EXERCISE DESCRIPTION -
Bring together all lines of the material below that contain the string "index".
[Start of RECORDED DATA]
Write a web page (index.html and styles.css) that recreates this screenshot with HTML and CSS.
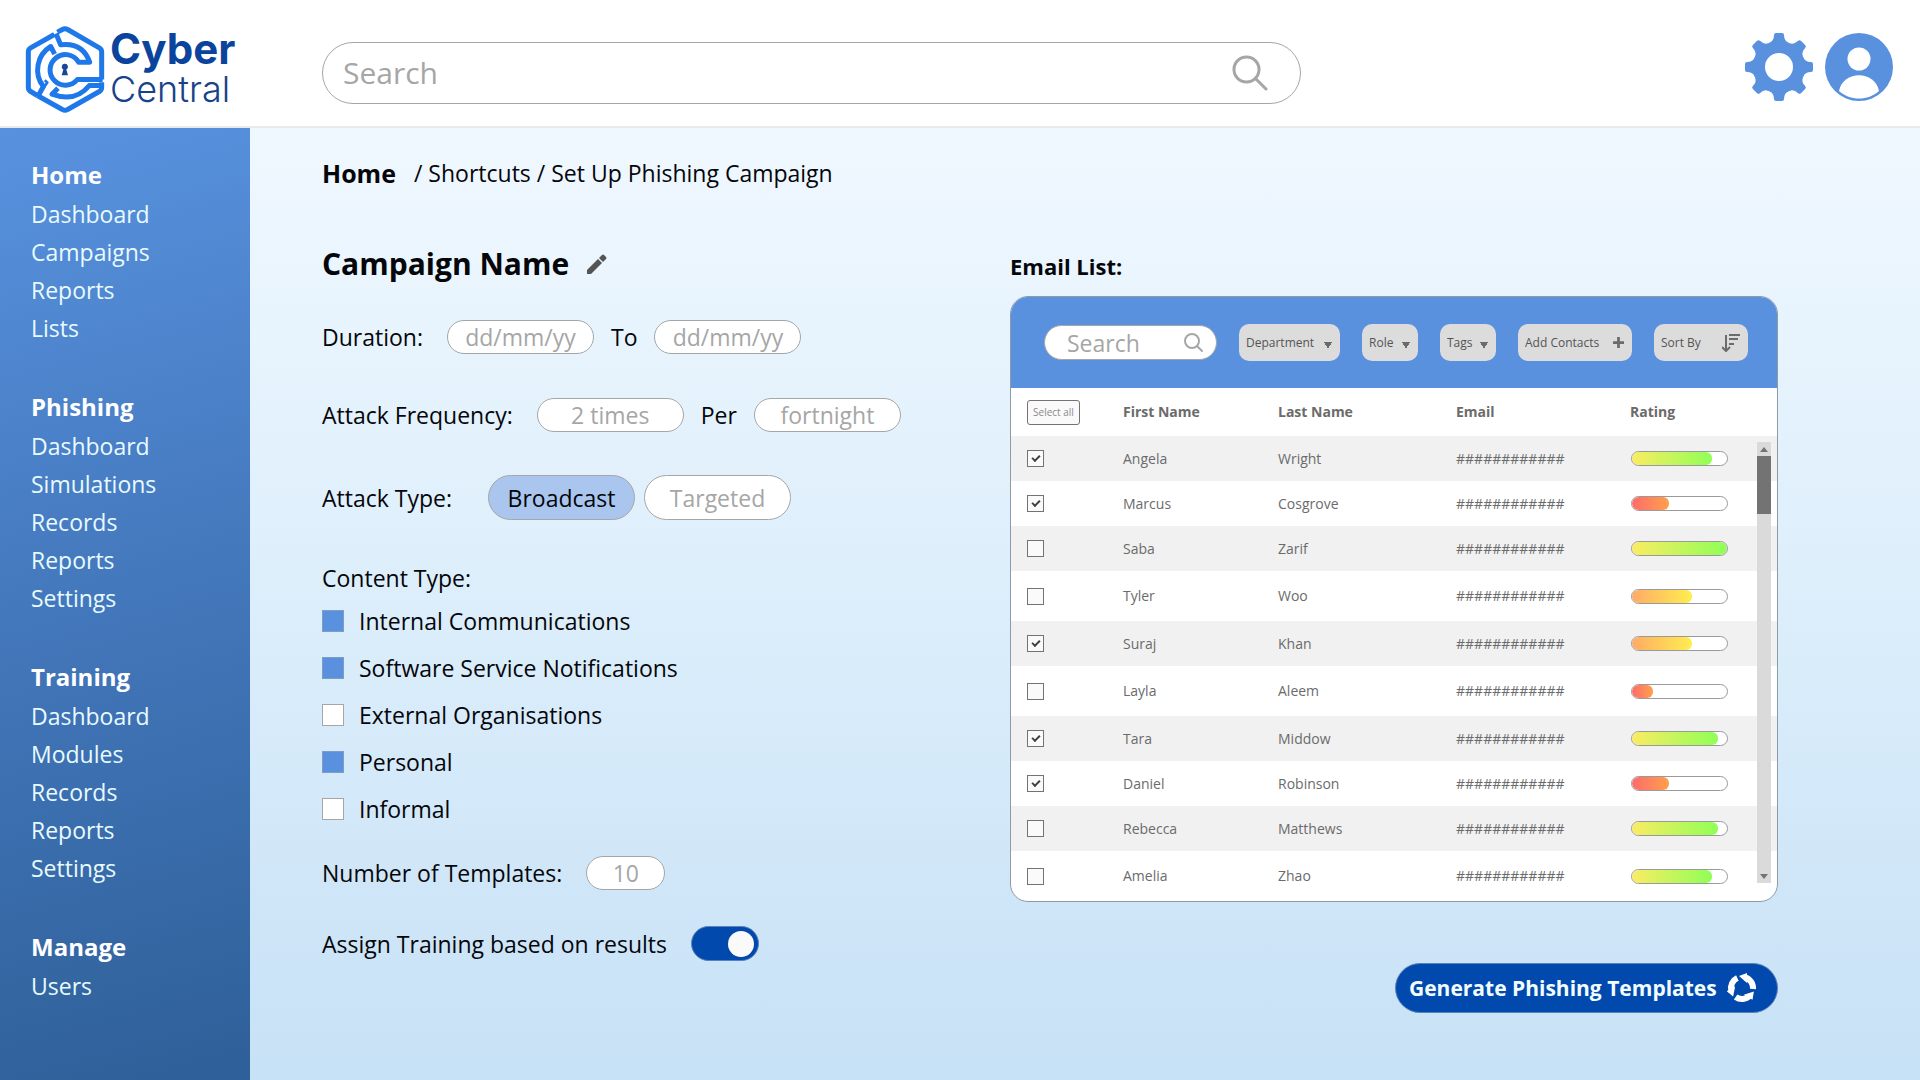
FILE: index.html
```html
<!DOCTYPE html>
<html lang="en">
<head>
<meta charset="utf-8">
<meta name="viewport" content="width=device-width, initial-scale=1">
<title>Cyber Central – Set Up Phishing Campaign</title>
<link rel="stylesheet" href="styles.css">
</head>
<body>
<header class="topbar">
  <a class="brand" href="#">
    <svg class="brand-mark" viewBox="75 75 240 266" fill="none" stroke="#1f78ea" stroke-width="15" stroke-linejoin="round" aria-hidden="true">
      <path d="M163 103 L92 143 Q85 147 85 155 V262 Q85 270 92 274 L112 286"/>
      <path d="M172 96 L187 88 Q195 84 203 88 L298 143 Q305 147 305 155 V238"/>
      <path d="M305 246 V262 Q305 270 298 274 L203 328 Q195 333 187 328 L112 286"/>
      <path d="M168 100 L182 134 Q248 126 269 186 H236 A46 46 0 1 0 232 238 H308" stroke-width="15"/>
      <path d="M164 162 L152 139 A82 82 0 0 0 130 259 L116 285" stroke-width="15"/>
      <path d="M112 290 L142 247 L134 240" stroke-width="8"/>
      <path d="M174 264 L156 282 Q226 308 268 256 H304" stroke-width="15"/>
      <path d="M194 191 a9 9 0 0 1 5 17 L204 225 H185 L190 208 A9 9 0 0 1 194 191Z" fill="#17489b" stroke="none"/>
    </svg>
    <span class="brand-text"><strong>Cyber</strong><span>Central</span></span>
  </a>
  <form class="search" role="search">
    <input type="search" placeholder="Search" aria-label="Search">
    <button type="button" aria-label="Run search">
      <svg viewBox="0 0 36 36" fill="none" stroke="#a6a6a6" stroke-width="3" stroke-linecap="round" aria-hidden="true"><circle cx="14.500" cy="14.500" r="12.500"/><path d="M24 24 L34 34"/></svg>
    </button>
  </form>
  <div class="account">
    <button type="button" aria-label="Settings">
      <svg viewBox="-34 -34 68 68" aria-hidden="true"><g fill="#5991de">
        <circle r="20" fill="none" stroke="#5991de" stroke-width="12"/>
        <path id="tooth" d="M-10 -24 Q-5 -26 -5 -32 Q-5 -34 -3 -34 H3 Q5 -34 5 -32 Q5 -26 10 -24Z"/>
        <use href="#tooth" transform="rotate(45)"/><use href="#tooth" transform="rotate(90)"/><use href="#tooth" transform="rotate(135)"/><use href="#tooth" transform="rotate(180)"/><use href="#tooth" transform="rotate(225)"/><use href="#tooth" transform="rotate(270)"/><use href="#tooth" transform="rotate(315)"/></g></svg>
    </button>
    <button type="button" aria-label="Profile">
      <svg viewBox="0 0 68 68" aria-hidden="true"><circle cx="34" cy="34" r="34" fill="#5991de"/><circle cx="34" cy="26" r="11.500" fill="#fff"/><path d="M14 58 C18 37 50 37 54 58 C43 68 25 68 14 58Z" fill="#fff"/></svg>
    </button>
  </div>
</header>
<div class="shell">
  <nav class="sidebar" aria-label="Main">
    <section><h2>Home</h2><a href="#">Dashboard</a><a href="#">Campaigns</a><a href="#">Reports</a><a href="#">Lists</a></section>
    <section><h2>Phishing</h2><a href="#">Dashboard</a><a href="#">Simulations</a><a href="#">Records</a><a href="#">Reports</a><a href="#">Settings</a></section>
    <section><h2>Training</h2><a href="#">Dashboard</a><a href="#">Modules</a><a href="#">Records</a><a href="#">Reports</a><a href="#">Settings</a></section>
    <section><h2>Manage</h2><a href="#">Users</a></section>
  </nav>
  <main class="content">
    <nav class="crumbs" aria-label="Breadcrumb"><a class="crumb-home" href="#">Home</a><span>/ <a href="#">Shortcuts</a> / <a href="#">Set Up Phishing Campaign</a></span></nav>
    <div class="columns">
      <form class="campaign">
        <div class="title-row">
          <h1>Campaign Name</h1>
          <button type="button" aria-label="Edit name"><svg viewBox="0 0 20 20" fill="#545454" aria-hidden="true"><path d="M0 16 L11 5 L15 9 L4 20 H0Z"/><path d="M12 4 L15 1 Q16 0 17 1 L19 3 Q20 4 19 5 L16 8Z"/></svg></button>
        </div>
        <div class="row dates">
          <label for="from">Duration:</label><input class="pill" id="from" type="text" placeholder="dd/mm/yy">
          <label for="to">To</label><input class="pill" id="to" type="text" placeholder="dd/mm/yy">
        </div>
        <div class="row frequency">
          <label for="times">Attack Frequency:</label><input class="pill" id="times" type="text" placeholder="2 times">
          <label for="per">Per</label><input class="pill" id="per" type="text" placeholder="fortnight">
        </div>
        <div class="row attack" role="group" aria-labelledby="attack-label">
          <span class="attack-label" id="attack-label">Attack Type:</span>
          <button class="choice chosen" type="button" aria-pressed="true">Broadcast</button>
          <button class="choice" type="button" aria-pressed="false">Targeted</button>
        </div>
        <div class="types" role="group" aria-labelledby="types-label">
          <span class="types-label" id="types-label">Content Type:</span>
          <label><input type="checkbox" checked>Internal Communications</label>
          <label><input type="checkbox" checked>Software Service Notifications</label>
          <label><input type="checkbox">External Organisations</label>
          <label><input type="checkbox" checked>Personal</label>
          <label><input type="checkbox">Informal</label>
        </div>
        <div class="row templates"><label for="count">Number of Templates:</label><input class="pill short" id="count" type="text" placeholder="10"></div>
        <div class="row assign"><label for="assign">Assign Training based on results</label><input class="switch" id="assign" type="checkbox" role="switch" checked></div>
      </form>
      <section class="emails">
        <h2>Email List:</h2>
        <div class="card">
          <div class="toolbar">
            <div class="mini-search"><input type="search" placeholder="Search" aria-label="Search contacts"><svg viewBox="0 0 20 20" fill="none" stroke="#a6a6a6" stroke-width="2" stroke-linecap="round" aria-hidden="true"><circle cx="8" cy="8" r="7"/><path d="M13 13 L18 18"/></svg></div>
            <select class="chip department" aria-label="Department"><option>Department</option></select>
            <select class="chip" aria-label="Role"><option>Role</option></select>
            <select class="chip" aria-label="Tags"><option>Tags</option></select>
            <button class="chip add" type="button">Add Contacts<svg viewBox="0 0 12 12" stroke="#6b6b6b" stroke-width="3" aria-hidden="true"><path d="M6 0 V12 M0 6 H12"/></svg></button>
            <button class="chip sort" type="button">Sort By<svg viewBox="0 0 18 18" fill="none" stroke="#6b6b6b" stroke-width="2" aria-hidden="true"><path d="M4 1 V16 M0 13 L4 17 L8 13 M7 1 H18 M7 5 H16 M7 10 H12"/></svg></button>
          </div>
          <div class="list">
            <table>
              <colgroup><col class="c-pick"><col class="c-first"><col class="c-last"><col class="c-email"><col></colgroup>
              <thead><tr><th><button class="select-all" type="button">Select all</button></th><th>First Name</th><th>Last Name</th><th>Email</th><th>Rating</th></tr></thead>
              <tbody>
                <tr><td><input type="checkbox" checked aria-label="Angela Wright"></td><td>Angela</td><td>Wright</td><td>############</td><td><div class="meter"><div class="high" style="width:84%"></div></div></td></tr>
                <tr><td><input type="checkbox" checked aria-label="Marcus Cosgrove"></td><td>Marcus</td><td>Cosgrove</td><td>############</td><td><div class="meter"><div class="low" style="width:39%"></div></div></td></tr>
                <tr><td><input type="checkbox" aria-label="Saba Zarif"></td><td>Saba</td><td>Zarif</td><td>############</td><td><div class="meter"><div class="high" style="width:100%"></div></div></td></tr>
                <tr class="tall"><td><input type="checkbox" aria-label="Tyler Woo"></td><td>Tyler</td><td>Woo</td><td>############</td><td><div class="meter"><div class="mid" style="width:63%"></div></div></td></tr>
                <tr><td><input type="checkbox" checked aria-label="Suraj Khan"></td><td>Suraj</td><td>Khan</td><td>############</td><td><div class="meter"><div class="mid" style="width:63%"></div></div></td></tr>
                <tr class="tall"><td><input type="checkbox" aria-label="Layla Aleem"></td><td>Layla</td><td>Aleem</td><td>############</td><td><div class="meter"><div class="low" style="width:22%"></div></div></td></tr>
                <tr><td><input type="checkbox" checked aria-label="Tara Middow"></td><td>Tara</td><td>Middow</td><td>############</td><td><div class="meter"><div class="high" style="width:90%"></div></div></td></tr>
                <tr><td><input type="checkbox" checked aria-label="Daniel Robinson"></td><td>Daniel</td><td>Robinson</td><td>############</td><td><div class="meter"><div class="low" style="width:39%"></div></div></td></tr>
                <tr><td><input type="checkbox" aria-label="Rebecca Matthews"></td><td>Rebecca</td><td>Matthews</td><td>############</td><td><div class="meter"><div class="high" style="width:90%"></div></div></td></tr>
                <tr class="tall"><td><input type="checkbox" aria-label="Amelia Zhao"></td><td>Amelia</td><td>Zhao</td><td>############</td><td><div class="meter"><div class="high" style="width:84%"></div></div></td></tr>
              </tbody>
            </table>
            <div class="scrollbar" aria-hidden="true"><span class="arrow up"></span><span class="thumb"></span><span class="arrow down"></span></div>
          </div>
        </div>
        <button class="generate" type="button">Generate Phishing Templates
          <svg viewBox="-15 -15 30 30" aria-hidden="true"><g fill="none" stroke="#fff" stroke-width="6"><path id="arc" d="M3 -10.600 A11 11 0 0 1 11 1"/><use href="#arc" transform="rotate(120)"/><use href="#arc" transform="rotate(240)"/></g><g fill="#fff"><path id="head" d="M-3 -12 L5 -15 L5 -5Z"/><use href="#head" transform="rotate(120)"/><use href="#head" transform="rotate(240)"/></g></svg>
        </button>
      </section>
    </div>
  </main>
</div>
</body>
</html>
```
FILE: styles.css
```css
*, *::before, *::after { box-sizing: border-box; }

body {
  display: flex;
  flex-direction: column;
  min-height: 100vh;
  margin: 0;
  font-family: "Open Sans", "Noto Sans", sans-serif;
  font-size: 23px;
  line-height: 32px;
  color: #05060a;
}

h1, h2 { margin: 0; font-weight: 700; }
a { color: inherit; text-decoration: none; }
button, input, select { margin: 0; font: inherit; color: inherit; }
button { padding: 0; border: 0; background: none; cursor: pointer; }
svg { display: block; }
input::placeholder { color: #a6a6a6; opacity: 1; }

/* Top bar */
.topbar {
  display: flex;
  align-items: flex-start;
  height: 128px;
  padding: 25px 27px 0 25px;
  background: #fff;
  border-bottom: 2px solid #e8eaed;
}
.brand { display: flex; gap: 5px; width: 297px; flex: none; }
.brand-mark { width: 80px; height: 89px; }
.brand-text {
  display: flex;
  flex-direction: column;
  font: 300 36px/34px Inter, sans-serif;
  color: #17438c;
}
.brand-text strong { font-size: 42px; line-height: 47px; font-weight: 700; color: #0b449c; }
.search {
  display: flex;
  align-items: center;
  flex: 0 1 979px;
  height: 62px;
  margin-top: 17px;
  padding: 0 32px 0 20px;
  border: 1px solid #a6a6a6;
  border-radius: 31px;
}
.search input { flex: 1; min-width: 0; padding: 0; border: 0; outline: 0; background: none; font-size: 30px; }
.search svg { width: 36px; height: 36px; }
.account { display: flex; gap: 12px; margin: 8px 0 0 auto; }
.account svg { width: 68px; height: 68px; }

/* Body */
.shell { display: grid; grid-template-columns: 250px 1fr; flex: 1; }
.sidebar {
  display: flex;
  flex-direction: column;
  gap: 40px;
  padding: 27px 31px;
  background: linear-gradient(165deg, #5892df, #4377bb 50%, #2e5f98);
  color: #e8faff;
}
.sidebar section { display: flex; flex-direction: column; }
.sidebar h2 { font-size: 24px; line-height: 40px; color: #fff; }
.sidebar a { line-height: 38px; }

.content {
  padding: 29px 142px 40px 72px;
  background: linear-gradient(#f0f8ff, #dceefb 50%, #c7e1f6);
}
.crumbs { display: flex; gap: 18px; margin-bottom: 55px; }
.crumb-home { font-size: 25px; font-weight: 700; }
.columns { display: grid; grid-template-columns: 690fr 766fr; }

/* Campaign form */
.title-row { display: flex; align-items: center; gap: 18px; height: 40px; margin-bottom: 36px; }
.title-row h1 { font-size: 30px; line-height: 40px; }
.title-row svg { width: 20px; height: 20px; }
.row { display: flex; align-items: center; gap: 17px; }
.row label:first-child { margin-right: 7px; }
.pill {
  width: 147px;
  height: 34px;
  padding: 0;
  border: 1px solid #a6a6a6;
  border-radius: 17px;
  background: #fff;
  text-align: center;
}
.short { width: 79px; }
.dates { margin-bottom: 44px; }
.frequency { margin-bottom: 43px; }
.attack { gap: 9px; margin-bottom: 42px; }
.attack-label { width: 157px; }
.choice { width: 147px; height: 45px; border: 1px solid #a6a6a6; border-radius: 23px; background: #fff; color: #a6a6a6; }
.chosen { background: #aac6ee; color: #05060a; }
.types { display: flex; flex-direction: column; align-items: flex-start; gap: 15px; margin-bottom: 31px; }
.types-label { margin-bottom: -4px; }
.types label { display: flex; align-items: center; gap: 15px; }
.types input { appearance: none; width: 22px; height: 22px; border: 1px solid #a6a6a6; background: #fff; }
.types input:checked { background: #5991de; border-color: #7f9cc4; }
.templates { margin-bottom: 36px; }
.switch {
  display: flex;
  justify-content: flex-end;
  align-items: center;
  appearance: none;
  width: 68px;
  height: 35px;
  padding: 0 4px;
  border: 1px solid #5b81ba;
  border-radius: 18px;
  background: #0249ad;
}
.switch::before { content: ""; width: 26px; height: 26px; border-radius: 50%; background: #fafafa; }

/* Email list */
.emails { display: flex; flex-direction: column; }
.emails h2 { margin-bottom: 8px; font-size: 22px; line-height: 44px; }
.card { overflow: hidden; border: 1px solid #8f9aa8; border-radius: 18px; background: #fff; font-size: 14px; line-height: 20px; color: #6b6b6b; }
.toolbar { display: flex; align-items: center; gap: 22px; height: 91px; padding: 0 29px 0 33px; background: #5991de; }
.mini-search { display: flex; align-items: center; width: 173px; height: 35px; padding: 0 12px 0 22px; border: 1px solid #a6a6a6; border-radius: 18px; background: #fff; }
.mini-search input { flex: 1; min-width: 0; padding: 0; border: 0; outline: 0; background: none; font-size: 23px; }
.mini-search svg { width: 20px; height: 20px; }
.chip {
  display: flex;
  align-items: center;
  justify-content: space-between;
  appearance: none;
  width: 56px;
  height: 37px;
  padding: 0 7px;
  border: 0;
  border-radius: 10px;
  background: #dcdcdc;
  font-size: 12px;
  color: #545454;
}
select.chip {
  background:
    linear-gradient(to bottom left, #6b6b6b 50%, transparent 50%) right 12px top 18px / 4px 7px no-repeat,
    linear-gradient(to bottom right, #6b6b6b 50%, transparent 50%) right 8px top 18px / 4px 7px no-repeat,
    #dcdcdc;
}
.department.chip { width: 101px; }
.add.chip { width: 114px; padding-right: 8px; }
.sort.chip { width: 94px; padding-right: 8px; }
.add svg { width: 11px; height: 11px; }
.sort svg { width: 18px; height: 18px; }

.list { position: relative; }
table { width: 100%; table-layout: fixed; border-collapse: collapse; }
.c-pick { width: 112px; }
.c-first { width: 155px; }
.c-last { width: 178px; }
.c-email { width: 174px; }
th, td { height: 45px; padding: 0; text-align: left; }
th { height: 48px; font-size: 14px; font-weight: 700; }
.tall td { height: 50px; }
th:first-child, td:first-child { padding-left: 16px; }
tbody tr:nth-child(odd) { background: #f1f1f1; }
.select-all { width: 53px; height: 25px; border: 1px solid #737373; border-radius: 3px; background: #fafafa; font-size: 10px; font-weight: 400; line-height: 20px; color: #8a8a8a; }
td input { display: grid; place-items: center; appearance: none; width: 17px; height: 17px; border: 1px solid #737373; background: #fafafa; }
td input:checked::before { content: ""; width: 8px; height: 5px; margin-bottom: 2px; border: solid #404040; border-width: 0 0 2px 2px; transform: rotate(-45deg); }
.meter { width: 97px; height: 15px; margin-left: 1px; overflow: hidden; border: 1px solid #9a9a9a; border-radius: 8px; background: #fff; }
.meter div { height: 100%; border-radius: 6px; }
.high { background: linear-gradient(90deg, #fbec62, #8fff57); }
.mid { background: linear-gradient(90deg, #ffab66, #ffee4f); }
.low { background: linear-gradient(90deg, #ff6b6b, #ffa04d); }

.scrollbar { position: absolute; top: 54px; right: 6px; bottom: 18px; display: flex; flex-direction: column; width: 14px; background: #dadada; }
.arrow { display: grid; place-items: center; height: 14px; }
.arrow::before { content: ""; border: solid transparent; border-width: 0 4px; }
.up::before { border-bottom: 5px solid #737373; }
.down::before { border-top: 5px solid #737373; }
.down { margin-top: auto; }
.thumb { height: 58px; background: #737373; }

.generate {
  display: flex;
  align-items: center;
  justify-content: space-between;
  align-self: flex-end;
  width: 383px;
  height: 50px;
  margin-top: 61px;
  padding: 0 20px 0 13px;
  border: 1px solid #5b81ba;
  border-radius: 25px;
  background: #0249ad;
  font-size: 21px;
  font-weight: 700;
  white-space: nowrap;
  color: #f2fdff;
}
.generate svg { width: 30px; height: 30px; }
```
[End of RECORDED DATA]
COMPLETE RESPONSE -
Write a web page (index.html and styles.css) that recreates this screenshot with HTML and CSS.
FILE: index.html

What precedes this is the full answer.